Records excerpted from a collection:

--

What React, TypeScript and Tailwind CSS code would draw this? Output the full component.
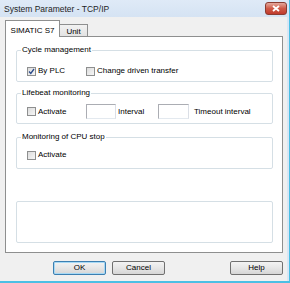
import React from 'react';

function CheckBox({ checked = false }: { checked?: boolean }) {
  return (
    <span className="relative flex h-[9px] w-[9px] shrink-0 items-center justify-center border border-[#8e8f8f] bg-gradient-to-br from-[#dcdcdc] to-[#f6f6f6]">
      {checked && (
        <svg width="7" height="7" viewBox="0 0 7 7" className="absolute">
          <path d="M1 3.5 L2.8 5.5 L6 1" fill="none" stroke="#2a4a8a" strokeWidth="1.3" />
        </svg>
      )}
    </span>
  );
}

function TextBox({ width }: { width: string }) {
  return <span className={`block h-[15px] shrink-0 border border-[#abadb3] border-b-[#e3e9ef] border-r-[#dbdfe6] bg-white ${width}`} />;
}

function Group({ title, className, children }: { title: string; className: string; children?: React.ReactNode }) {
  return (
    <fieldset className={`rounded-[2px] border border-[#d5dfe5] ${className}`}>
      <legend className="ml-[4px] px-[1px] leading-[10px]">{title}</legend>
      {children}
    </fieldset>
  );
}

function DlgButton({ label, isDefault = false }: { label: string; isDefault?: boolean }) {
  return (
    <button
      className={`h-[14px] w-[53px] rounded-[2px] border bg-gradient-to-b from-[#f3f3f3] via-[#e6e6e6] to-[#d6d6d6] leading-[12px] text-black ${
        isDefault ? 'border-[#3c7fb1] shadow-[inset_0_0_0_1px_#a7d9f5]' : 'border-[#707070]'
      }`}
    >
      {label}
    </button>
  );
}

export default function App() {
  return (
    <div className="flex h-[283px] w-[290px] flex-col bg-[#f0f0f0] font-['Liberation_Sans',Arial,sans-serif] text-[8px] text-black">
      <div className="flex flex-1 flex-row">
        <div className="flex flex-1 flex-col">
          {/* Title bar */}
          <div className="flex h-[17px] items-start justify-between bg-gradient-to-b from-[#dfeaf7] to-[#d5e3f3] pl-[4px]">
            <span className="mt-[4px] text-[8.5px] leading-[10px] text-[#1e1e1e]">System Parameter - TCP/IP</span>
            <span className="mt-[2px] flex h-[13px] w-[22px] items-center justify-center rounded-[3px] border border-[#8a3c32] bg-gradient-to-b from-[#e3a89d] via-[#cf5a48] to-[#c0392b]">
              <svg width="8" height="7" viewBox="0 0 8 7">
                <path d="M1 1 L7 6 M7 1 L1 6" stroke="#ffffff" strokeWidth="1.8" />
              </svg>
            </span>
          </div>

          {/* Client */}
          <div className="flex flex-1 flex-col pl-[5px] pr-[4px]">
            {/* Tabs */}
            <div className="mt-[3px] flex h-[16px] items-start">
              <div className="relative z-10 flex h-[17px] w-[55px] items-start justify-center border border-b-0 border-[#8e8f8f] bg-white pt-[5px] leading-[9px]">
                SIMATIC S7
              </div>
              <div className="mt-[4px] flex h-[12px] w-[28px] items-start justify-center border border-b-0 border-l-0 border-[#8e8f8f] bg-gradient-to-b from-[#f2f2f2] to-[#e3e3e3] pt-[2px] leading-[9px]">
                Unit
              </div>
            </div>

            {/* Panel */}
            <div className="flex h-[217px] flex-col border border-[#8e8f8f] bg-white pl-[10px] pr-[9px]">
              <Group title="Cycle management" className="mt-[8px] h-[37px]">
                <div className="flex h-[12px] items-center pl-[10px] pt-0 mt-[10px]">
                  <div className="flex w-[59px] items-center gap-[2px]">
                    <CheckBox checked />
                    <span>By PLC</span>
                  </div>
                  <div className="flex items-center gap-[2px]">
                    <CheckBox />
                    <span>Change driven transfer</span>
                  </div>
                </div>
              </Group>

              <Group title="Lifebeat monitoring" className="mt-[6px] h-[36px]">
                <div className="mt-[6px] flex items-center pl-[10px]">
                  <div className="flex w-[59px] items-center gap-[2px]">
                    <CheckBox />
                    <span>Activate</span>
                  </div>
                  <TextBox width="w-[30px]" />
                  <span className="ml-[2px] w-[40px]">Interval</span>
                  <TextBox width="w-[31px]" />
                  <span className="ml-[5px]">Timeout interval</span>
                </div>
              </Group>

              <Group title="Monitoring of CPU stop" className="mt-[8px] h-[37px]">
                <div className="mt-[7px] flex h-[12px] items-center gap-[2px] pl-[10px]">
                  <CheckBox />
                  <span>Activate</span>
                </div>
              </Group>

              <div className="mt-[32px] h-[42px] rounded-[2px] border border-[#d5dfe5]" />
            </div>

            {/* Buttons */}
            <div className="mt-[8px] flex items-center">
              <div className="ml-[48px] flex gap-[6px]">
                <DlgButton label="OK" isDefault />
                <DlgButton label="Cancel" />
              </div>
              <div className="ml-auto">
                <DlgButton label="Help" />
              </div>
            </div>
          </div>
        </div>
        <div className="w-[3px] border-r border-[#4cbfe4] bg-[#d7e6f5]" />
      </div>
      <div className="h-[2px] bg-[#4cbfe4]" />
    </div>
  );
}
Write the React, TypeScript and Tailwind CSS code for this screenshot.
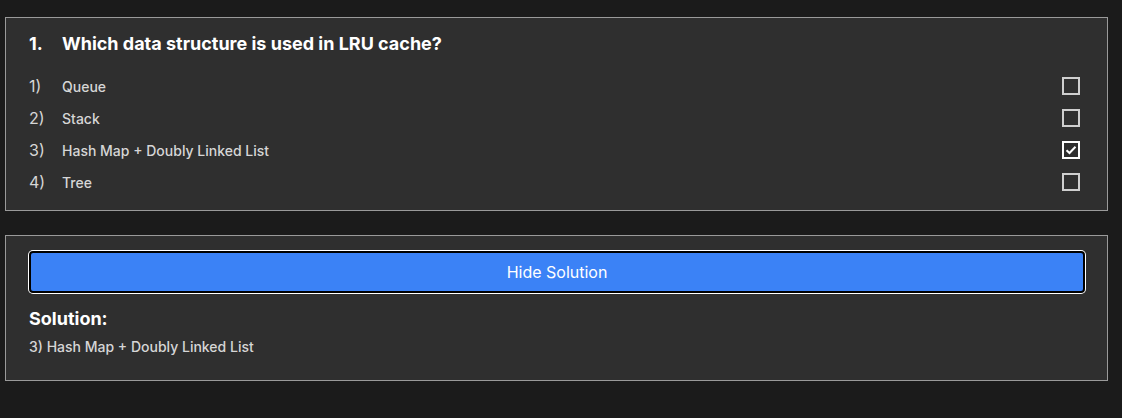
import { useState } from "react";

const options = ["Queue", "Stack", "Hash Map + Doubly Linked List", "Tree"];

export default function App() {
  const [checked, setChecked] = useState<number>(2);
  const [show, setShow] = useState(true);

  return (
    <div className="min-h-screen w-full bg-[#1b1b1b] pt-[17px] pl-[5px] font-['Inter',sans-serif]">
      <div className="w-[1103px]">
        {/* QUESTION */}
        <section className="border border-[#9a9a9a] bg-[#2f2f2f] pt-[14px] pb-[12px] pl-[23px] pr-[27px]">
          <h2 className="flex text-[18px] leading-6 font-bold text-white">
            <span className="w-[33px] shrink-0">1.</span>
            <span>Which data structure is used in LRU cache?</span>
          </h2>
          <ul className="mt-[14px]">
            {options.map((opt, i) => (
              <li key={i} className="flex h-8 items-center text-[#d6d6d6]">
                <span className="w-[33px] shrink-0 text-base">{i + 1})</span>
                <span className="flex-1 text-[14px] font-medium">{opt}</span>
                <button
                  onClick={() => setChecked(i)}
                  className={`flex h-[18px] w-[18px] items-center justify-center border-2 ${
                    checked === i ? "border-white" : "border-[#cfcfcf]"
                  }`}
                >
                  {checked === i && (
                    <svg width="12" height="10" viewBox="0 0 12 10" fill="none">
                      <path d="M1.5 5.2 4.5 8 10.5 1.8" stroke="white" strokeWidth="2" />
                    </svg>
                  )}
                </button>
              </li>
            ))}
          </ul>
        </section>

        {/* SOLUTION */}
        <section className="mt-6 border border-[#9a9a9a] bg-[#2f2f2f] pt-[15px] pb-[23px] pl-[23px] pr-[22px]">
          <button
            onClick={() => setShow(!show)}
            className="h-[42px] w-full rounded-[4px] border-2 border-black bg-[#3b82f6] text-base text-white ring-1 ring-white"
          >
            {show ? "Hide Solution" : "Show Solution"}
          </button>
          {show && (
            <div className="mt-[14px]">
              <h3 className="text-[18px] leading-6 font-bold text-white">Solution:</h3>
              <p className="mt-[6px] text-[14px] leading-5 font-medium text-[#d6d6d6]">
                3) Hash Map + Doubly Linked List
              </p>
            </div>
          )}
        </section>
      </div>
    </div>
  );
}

--

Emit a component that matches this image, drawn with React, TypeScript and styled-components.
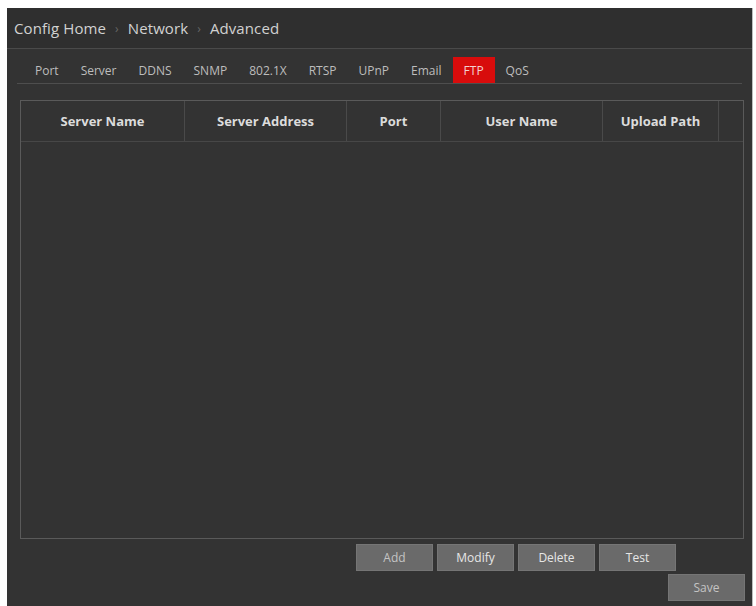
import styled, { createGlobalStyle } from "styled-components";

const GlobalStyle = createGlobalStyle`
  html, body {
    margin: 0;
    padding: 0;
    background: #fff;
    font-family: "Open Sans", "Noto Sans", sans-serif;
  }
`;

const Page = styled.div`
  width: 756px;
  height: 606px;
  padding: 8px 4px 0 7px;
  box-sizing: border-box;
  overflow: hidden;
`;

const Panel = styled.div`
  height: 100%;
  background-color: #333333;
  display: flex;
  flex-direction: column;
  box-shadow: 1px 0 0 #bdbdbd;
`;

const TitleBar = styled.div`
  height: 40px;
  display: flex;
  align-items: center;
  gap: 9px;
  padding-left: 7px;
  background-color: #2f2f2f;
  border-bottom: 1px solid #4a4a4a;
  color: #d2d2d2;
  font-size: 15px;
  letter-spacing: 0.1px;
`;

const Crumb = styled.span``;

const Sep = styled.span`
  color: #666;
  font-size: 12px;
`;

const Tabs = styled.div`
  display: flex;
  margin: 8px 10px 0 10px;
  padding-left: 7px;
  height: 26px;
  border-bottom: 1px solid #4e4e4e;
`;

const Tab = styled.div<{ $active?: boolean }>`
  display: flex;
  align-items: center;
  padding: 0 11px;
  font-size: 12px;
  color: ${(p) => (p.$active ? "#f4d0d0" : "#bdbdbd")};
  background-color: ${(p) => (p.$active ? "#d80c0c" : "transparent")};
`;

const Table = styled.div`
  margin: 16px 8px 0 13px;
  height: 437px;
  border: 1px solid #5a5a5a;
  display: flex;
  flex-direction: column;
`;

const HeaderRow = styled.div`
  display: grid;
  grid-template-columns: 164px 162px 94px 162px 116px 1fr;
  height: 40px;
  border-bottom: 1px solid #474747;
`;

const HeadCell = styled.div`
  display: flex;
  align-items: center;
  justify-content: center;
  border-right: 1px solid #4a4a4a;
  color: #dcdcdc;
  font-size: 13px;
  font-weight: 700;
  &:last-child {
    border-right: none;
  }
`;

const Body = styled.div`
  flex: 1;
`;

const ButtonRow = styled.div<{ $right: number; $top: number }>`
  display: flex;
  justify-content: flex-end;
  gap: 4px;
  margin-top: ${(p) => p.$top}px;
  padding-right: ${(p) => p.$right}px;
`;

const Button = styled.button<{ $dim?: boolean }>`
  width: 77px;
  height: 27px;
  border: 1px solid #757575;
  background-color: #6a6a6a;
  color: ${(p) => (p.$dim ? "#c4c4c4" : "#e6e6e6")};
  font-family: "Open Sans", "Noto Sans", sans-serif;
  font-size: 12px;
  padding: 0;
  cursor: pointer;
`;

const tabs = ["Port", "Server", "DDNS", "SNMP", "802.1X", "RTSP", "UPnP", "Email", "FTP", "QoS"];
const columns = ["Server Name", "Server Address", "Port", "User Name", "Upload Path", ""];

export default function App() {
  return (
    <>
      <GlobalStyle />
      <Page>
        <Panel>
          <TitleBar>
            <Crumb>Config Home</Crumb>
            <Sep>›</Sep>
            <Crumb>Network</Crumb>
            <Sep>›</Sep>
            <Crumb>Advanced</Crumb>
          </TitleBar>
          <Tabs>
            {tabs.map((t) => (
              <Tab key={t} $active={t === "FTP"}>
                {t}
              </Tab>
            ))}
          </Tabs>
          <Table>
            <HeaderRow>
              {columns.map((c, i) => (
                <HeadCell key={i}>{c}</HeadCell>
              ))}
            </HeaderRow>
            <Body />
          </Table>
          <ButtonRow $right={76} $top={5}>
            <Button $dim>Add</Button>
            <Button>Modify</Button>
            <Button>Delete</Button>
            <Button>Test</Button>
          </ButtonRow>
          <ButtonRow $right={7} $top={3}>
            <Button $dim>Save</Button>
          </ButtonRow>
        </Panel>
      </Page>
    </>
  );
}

--

» **Task goal**
Locate the lines above that contain "code" and copy them.

» **Response for this exercise**
What React, TypeScript and Tailwind CSS code would draw this? Output the full component.
Write the React, TypeScript and Tailwind CSS code for this screenshot.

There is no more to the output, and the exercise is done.